Desde há alguns anos, com a chegada do festival Primavera Sound a Portugal, a Primavera passou a ser a estação da música e deixou de ser a estação das flores. É verdade que não faltam coroas de flores nas cabeças dos visitantes de todas as nacionalidades do festival, mas com tanta oferta musical dividida por quatro palcos, é difícil não esperar mais ansiosamente pela chegada anual do festival, onde germinam sons aos molhos, do que propriamente pelo desabrochar das flores.
De facto, no Primavera Sound germinam flores nos ouvidos e na mente dos espectadores, que assistem extasiados a momentos inesquecíveis, com alguns dos nomes mais sonantes da música de índole alternativa. E essas imagens dos fãs extasiados surgem constantemente nos ecrãs gigantes nas laterais dos palcos principais.
Para além de trazer alguns dos nomes mais extasiantes da música actual, de trazer as promessas do futuro, e as lendas do passado, o Primavera Sound é um festival onde se está confortavelmente no campo e se esquece que na verdade se está no meio da cidade. É o festival onde os portugueses e os estrangeiros se unem pela mesma língua, a música, e onde os presentes guardam o mesmo tesouro para a posterioridade: a memória do festival (para além da pulseira do festival).
Em 2016 fomos presenteados com concertos inesquecíveis como o das Savages, que subiram de divisão, para o segundo palco, após anos atrás terem tocado num palco mais pequeno. O amor que receberam nesse concerto deu até para escrever uma música chamada “Fuckers” que fez o delírio dos presentes.
2016 foi também o ano em que os públicos de todas as idades cantaram a uma só voz ao som de Brian Wilson e que surfaram pela colina abaixo como se estivessem nos Estados Unidos (“surfing USA”).
Os Explosions in the Sky, também repetentes, protagonizaram outro dos momentos altos do festival, com uma hecatombe de guitarras de caixão à cova.
Imponência foi a palavra de ordem do concerto dos Sigur Rós, com um alinhamento forte e uma componente visual grandiosa, rara nos concertos em festival. Se Jónsi parecia acabado de fugir do manicómio e de se soltar do colete de forças, ficando com o cabelo despenteado atrás, todos os que tiveram a sorte de assistir ao concerto de Ty Segall ficaram completamente loucos. Bravo é o que se diz quando se vai à ópera, mas esta é a palavra correta a aplicar ao concerto de Ty Segall, que terminou com uma versão dos The Doors, perante um público enlouquecido que não arredava pé e que pedia (gritava) por mais.
Battles foi mais um concerto em que o público perdeu a cabeça, com tanta energia e tanta matemática, mas quem curtiu o math rock dos Battles acabou por perder Car Seat Headrest, outro dos grandes concertos do festival.
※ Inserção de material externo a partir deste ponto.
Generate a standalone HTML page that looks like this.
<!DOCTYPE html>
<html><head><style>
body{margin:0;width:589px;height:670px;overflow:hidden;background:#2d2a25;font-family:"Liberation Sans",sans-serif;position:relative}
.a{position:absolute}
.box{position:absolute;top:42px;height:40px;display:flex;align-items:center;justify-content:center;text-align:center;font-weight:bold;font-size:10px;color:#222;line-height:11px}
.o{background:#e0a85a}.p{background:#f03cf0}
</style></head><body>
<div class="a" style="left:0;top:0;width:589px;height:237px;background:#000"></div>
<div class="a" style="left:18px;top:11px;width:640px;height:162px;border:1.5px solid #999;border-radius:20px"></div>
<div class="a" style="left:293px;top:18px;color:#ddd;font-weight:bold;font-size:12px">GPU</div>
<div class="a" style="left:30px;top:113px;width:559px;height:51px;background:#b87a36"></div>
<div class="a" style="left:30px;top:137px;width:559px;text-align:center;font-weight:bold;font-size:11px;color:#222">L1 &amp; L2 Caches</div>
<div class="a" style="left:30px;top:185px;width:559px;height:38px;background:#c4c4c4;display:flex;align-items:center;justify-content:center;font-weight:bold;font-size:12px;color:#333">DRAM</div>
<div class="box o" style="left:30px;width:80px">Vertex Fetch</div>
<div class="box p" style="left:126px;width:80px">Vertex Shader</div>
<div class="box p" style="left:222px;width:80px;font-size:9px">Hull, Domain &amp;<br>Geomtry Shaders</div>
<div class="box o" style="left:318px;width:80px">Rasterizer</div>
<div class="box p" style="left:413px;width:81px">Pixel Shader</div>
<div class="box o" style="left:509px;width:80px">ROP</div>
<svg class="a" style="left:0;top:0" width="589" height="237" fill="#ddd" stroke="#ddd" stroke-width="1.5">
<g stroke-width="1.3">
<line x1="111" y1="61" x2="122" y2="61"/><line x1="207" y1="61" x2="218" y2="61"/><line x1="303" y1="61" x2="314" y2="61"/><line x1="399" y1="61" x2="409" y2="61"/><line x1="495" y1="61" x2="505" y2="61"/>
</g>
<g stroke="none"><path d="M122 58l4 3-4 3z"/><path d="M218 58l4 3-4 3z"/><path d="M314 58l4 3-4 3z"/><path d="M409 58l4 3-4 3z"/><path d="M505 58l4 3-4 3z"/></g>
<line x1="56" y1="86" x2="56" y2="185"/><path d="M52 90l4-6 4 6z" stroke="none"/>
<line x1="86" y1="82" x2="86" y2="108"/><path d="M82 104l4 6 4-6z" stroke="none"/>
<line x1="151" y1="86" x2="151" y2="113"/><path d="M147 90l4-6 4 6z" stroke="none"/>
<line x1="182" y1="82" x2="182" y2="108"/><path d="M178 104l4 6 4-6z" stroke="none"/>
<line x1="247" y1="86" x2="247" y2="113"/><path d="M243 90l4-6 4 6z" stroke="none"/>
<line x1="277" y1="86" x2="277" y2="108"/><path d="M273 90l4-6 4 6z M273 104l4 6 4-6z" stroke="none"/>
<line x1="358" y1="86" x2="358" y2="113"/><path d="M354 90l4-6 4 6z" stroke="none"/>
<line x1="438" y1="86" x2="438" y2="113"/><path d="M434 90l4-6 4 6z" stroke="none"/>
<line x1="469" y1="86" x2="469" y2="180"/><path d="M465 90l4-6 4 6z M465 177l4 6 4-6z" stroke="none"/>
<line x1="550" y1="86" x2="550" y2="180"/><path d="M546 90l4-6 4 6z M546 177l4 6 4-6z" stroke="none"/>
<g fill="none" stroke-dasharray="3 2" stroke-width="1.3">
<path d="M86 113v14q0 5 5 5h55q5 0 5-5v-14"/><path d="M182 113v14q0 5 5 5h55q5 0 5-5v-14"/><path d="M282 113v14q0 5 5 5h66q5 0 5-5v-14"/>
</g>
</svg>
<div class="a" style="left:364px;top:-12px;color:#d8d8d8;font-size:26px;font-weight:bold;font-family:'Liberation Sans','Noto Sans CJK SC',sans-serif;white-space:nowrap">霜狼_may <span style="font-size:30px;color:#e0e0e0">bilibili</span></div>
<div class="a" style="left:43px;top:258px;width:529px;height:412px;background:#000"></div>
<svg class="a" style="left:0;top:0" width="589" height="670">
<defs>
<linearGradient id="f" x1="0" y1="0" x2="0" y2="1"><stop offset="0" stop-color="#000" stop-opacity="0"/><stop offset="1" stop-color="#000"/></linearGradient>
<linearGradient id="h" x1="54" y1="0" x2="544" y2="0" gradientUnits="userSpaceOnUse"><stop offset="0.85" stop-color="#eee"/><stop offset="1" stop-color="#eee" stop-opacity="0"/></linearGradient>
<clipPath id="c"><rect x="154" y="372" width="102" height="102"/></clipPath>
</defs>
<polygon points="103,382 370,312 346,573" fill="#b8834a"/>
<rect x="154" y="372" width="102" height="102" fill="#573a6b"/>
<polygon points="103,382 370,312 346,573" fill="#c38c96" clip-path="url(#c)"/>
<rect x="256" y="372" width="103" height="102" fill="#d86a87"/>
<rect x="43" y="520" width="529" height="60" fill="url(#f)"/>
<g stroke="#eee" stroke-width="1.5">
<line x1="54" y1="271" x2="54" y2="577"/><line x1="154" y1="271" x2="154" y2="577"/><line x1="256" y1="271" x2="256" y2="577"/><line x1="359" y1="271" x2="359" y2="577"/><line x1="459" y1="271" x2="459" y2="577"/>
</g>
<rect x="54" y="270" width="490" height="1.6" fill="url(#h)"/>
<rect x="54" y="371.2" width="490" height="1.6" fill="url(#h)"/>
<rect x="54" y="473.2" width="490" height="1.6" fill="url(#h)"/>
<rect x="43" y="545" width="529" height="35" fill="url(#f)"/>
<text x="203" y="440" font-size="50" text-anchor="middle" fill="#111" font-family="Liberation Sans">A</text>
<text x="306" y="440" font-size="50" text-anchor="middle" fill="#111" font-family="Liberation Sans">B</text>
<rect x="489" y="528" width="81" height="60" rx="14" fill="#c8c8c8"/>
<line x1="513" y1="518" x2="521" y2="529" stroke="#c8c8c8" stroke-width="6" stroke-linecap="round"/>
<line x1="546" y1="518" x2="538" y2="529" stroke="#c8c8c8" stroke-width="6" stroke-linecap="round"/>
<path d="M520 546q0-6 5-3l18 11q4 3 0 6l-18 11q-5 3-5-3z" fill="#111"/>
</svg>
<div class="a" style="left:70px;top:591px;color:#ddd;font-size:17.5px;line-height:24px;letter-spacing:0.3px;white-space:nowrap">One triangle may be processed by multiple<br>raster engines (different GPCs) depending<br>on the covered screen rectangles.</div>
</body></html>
De facto, a grande queixa a apresentar ao Primavera Sound é esta: haver tanta coisa boa ao mesmo tempo e só um corpo para dar conta do recado.
Mudhoney foi o momento anos 90 por excelência do festival e Unsane também se destacou, assim como BEAK>, projecto de um dos membros dos Portishead. PJ Harvey e Air protagonizaram concertos “fofinhos”, a mostrar que um festival se faz de diferentes estilos e para diferentes gostos, enquanto Moderat e Kiasmos permitiram libertar a mente da força das guitarras e fazer o corpo dançar ao som da electrónica.
A nível de portugueses, Linda Martini foi Linda Martini. Sensible Soccers infelizmente não deu para ver, assim como vários outros concertos, no meio de tanta pornografia musical.
Para o ano há mais flores. Nós lá estaremos para as cheirar e colher, a tentar multiplicar o corpo por diferentes palcos e a mente por diversos estilos.